Warm year? Man's fault
Colder than expected year? Man's fault
Posted by kingbob
Sorrento, LA
Member since Nov 2010
69342 posts
Posted on 11/28/16 at 9:27 pm to
Actually, they still are. Even the best school districts are graduating huge percentages of students who are not going to college and who possess zero hard skills. Those districts still waste millions on redundant infrastructure, unnecessary administrators, and poor budgeting practices. Those districts still have mediocre curriculums that fail to teach real life skills. They are just better at teaching towards the test that determines the "good" schools from the "bad".
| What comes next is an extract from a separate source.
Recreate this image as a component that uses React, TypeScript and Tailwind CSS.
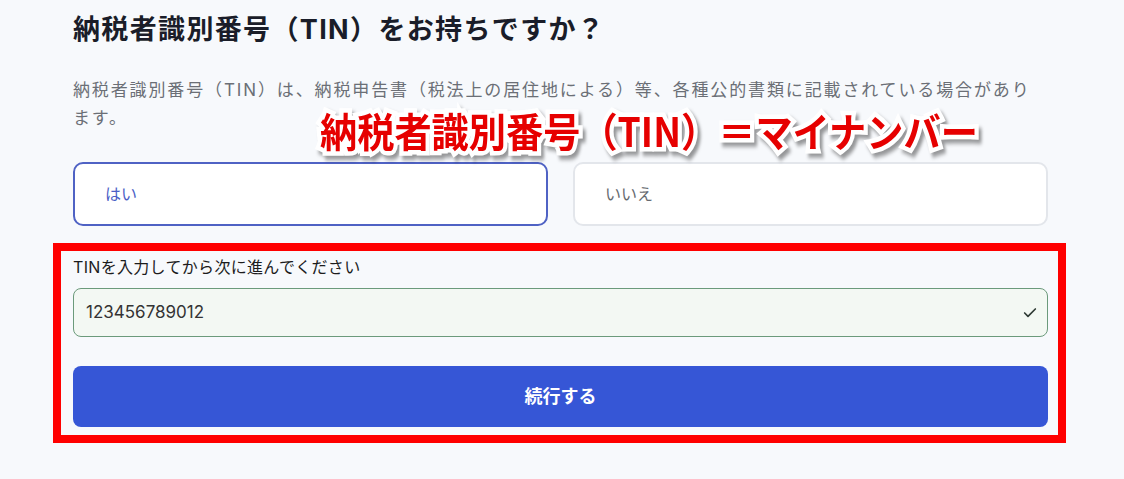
import { Check } from "lucide-react"

const font = "font-['Inter','Noto_Sans_CJK_JP',sans-serif]"

export default function App() {
  return (
    <div className={`min-h-screen bg-[#f7f9fc] ${font}`}>
      <div className="relative ml-[73px] w-[975px] pt-3">
        <h1 className="text-[27px] leading-[36px] font-bold tracking-[0.05em] text-[#1a1d29]">
          納税者識別番号（TIN）をお持ちですか？
        </h1>

        <p className="mt-7 text-[17px] leading-[28px] tracking-[0.11em] text-[#6b6f76]">
          納税者識別番号（TIN）は、納税申告書（税法上の居住地による）等、各種公的書類に記載されている場合があります。
        </p>

        <div className="mt-[30px] grid grid-cols-2 gap-[25px]">
          <button className="h-16 rounded-[10px] border-2 border-[#4f62c4] bg-white pl-[30px] text-left text-[16px] text-[#4c5fc6]">
            はい
          </button>
          <button className="h-16 rounded-[10px] border-2 border-[#e3e6eb] bg-white pl-[30px] text-left text-[16px] text-[#666a70]">
            いいえ
          </button>
        </div>

        {/* red annotation frame */}
        <div className="mt-[17px] -ml-[20px] -mr-[18px] border-8 border-[#ff0000] pl-[12px] pr-[10px] pt-1 pb-2">
          <label className="block text-[16px] leading-6 tracking-[0.02em] text-[#1c1c1c]">
            TINを入力してから次に進んでください
          </label>
          <div className="mt-[9px] flex h-[49px] items-center justify-between rounded-lg border border-[#6b9a7b] bg-[#f3f8f3] pl-3 pr-[9px]">
            <span className="text-[17px] text-[#333]">123456789012</span>
            <Check className="h-4 w-4 text-[#2f3b35]" strokeWidth={2.5} />
          </div>
          <button className="mt-[29px] flex h-[61px] w-full items-center justify-center rounded-lg bg-[#3656d6] text-[18px] font-semibold text-white">
            続行する
          </button>
        </div>

        {/* overlay caption */}
        <div className="absolute left-[247px] top-[110px] origin-left scale-x-[0.93] whitespace-nowrap text-[40px] leading-none font-bold text-[#e60000] [paint-order:stroke_fill] [-webkit-text-stroke:9px_#fff] drop-shadow-[3px_4px_2px_rgba(0,0,0,0.4)] font-['Noto_Sans_CJK_JP',sans-serif]">
          納税者識別番号（TIN）＝マイナンバー
        </div>
      </div>
    </div>
  )
}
What determines a "good" district from a "bad" district typically has only 2 important variables which are both inextricably linked: percentage of students who were the product of out of wedlock births and reside with only one parent, and percentage of students whom neither parent works more than 20 hours/week, and are on public assistance.

Many of those students simply do not want to be educated because education produces no cognizable return on investment for them. They don't need to work, they don't want to work, and they won't work. If they're not going to work for a living, they don't need a good job. If they don't need a good job, they don't need advanced education. If they don't need to get into advanced education, they don't need to do well in high school. If they don't need to do well in high school, then they don't need to pay attention at all. If our high schools are only preparing kids for college and not for regular life, then those students have no reason for being there other than they are required to be there by law. Since there are no consequences for failure (they just get socially promoted anyways) and little consequences for disrupting class (at worst they send them home, which is what they want), they just ruin the entire scholastic environment.

Maybe, if we taught skills that were usefull to them, they would pay attention. Maybe if we focused our education system on what kids want and need to know to survive and thrive rather than some inane decades old curriculum, they would want to learn.

Go to any second grade classroom anywhere, and the kids have nothing but questions. They want to know everything. Why the sky is blue, why fish can breath underwater, why Billy is allergic to peanuts, ect. By the time they are in 8th grade, they don't want to learn anything. Teaching them is like putting them in an electric chair. They have no more questions beyond "Are we done yet? When can I go home?" Why is that? It's because we don't teach them what they want to learn, we discourage them from questioning their world, we treat learning like a job or a chore, and we teach everything in abstract rather than from a utility standpoint.

This is a problem in EVERY school, not just the bad ones. We have to change how we teach, what we teach, when we teach, who we teach, EVERYTHING!
Posted by buckeye_vol
Member since Jul 2014
35373 posts
Posted on 11/28/16 at 9:34 pm to
quote:

What determines a "good" district from a "bad" district typically has only 2 important variables which are both inextricably linked: percentage of students who were the product of out of wedlock births and reside with only one parent, and percentage of students whom neither parent works more than 20 hours/week, and are on public assistance.
And I think those two variables (along with education, income, crime, etc.) share some common causes (lower cognitive ability; poorer self-control; poorer emotional coping; etc.).

In other words, these are variables that cause single parent households AND poor educational outcomes. Resource allocation aside, these problems won't go away if those parents magically got together, and in many cases (abusive parents and spouses) it would make things worse.
quote:

Maybe, if we taught skills that were usefull to them, they would pay attention
Agreed. One size fits all (college readiness in particular) is just not practical and often detrimental.